This week I attended an even called “Developmentally Disabled”. Going into it, I thought that I was going to be some boring lecture and I probably would hate it. This talk ended up being one of my favorite talks that I have even been too. Instead of having someone preach to us about people with developmental disabilities, Ark of Baltimore brought eight or nine actually disabled people in to essentially hang out with us. I took this talk personally because I baby-sit developmentally disabled children. So when these people spoke I kept thinking that these kids who I have become so close to, could be up here telling the same stories one day.
This really made me think about how other people perceive people with all types of disabilities. Many people jump to conclusions about people with disabilities and say they are stupid or “retarded”. Yet jumping to conclusions only hurts that person or others. In John Ciardi’s poem “Suburban,” the neighbor immediately jumps to a conclusion that the man’s dog has gone to the bathroom on her lawn. Meanwhile, his dog is “in Vermont with [his] son who had gone fishing” (Ciadri 9). When people like the neighbor jump to a conclusion about someone or something, they don’t get the whole story or get to know the whole person.

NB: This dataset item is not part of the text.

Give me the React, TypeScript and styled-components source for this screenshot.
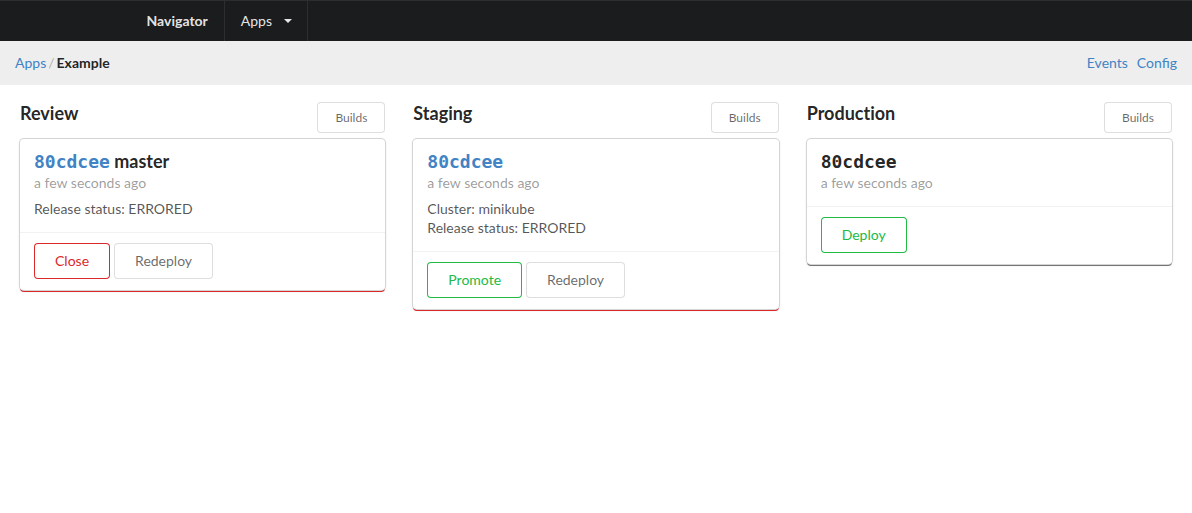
import React from 'react';
import styled, { createGlobalStyle } from 'styled-components';

const GlobalStyle = createGlobalStyle`
  *, *::before, *::after { box-sizing: border-box; }
  body {
    margin: 0;
    background: #fff;
    color: rgba(0, 0, 0, 0.87);
    font-family: Lato, 'Liberation Sans', sans-serif;
    font-size: 14px;
    line-height: 20px;
  }
`;

const TopBar = styled.nav`
  background: #1b1c1d;
  border-top: 1px solid #2d2e2f;
`;

const TopBarInner = styled.div`
  display: flex;
  max-width: 931px;
  height: 40px;
  margin: 0 auto;
`;

const Brand = styled.a`
  display: flex;
  align-items: center;
  padding: 0 16px;
  border-right: 1px solid #2d2e2f;
  color: rgba(255, 255, 255, 0.9);
  font-weight: 700;
  text-decoration: none;
`;

const MenuButton = styled.button`
  display: flex;
  align-items: center;
  gap: 12px;
  padding: 0 15px 0 16px;
  border: 0;
  border-right: 1px solid #2d2e2f;
  background: none;
  color: rgba(255, 255, 255, 0.9);
  font: inherit;
  cursor: pointer;
`;

const SubBar = styled.div`
  display: flex;
  align-items: center;
  justify-content: space-between;
  height: 44px;
  padding: 0 15px;
  background: #eee;
`;

const Breadcrumb = styled.nav`
  display: flex;
  gap: 2px;
`;

const Divider = styled.span`
  color: rgba(0, 0, 0, 0.3);
`;

const Links = styled.nav`
  display: flex;
  gap: 9px;
`;

const Link = styled.a`
  color: #4183c4;
  text-decoration: none;
`;

const Stages = styled.main`
  display: grid;
  grid-template-columns: repeat(3, 1fr);
  gap: 28px;
  align-items: start;
  padding: 17px 20px;
`;

const StageHeader = styled.header`
  display: flex;
  align-items: flex-start;
  justify-content: space-between;
  margin-bottom: 6px;
`;

const StageTitle = styled.h2`
  margin: 0;
  font-size: 18px;
  line-height: 23px;
  font-weight: 700;
  font-variant-ligatures: none;
`;

type Tone = 'positive' | 'negative' | 'neutral';

const tones: Record<Tone, { border: string; text: string }> = {
  positive: { border: '#21ba45', text: '#21ba45' },
  negative: { border: '#db2828', text: '#db2828' },
  neutral: { border: 'rgba(34, 36, 38, 0.15)', text: 'rgba(0, 0, 0, 0.6)' },
};

const Button = styled.button<{ $tone?: Tone; $small?: boolean }>`
  height: ${(p) => (p.$small ? 31 : 36)}px;
  padding: 0 ${(p) => (p.$small ? 18 : 21)}px;
  border: 0;
  border-radius: 4px;
  box-shadow: 0 0 0 1px ${(p) => tones[p.$tone ?? 'neutral'].border} inset;
  background: transparent;
  color: ${(p) => tones[p.$tone ?? 'neutral'].text};
  font-family: inherit;
  font-size: ${(p) => (p.$small ? 12 : 14)}px;
  line-height: 14px;
  cursor: pointer;
`;

const Card = styled.article<{ $accent: string }>`
  border-radius: 4px;
  background: #fff;
  box-shadow: 0 0 0 1px #d4d4d5, 0 2px 0 0 ${(p) => p.$accent}, 0 1px 3px 0 #d4d4d5;
`;

const CardBody = styled.div`
  padding: 11px 14px 14px;
`;

const CardTitle = styled.h3`
  margin: 0;
  font-size: 18px;
  line-height: 23px;
  font-weight: 700;
`;

const Hash = styled.code`
  font-family: 'DejaVu Sans Mono', monospace;
  font-size: 18px;
`;

const Meta = styled.div`
  color: rgba(0, 0, 0, 0.4);
  line-height: 19px;
`;

const Details = styled.div`
  margin-top: 7px;
  color: rgba(0, 0, 0, 0.68);
  line-height: 19px;
`;

const CardActions = styled.div`
  display: flex;
  gap: 4px;
  padding: 10px 14px 11px;
  border-top: 1px solid rgba(0, 0, 0, 0.05);
`;

interface Stage {
  name: string;
  hash: string;
  linked: boolean;
  branch?: string;
  details: string[];
  actions: { label: string; tone: Tone }[];
  accent: string;
}

const stages: Stage[] = [
  {
    name: 'Review',
    hash: '80cdcee',
    linked: true,
    branch: 'master',
    details: ['Release status: ERRORED'],
    actions: [
      { label: 'Close', tone: 'negative' },
      { label: 'Redeploy', tone: 'neutral' },
    ],
    accent: '#db2828',
  },
  {
    name: 'Staging',
    hash: '80cdcee',
    linked: true,
    details: ['Cluster: minikube', 'Release status: ERRORED'],
    actions: [
      { label: 'Promote', tone: 'positive' },
      { label: 'Redeploy', tone: 'neutral' },
    ],
    accent: '#db2828',
  },
  {
    name: 'Production',
    hash: '80cdcee',
    linked: false,
    details: [],
    actions: [{ label: 'Deploy', tone: 'positive' }],
    accent: '#767676',
  },
];

function StageColumn({ stage }: { stage: Stage }) {
  const hash = <Hash>{stage.hash}</Hash>;
  return (
    <section>
      <StageHeader>
        <StageTitle>{stage.name}</StageTitle>
        <Button $small>Builds</Button>
      </StageHeader>
      <Card $accent={stage.accent}>
        <CardBody>
          <CardTitle>
            {stage.linked ? <Link href="#release">{hash}</Link> : hash}
            {stage.branch && ` ${stage.branch}`}
          </CardTitle>
          <Meta>a few seconds ago</Meta>
          {stage.details.length > 0 && (
            <Details>
              {stage.details.map((line) => (
                <div key={line}>{line}</div>
              ))}
            </Details>
          )}
        </CardBody>
        <CardActions>
          {stage.actions.map((action) => (
            <Button key={action.label} $tone={action.tone}>
              {action.label}
            </Button>
          ))}
        </CardActions>
      </Card>
    </section>
  );
}

export default function App() {
  return (
    <>
      <GlobalStyle />
      <TopBar>
        <TopBarInner>
          <Brand href="#home">Navigator</Brand>
          <MenuButton aria-haspopup="menu">
            Apps
            <svg width="8" height="4" viewBox="0 0 8 4" aria-hidden="true">
              <path d="M0 0h8L4 4z" fill="currentColor" />
            </svg>
          </MenuButton>
        </TopBarInner>
      </TopBar>
      <SubBar>
        <Breadcrumb aria-label="Breadcrumb">
          <Link href="#apps">Apps</Link>
          <Divider>/</Divider>
          <strong>Example</strong>
        </Breadcrumb>
        <Links>
          <Link href="#events">Events</Link>
          <Link href="#config">Config</Link>
        </Links>
      </SubBar>
      <Stages>
        {stages.map((stage) => (
          <StageColumn key={stage.name} stage={stage} />
        ))}
      </Stages>
    </>
  );
}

Meanwhile, people don’t realize that the developmentally disabled are some of the nicest and most caring people anyone could meet. Thomas Lynch’s poem “Liberty” talks about men’s freedom and being able to do what you want whenever and wherever. Developmentally disabled people have somewhat of this freedom. They are almost always happy and do what they want. They don’t take people’s hurtful comments or materialistic things to heart. During the talk, a clip was shown of disabled people being asked if they could change one thing about themselves, what would it be. Most answers consisted of either “Nothing, I like myself” or “I guess I could be happier”.
Unlike in Edgar Allen Poe’s “The Cask of Amontillado” where the man puts up a wall in order to get revenge, many people in society put up a wall to keep their feelings towards the developmentally disabled inward. This wall is put there so that they don’t have to interact with people who are “different” from them.
I really enjoyed this event and it really got me thinking about my life and how maybe I should volunteer with Ark of Baltimore while I’m here.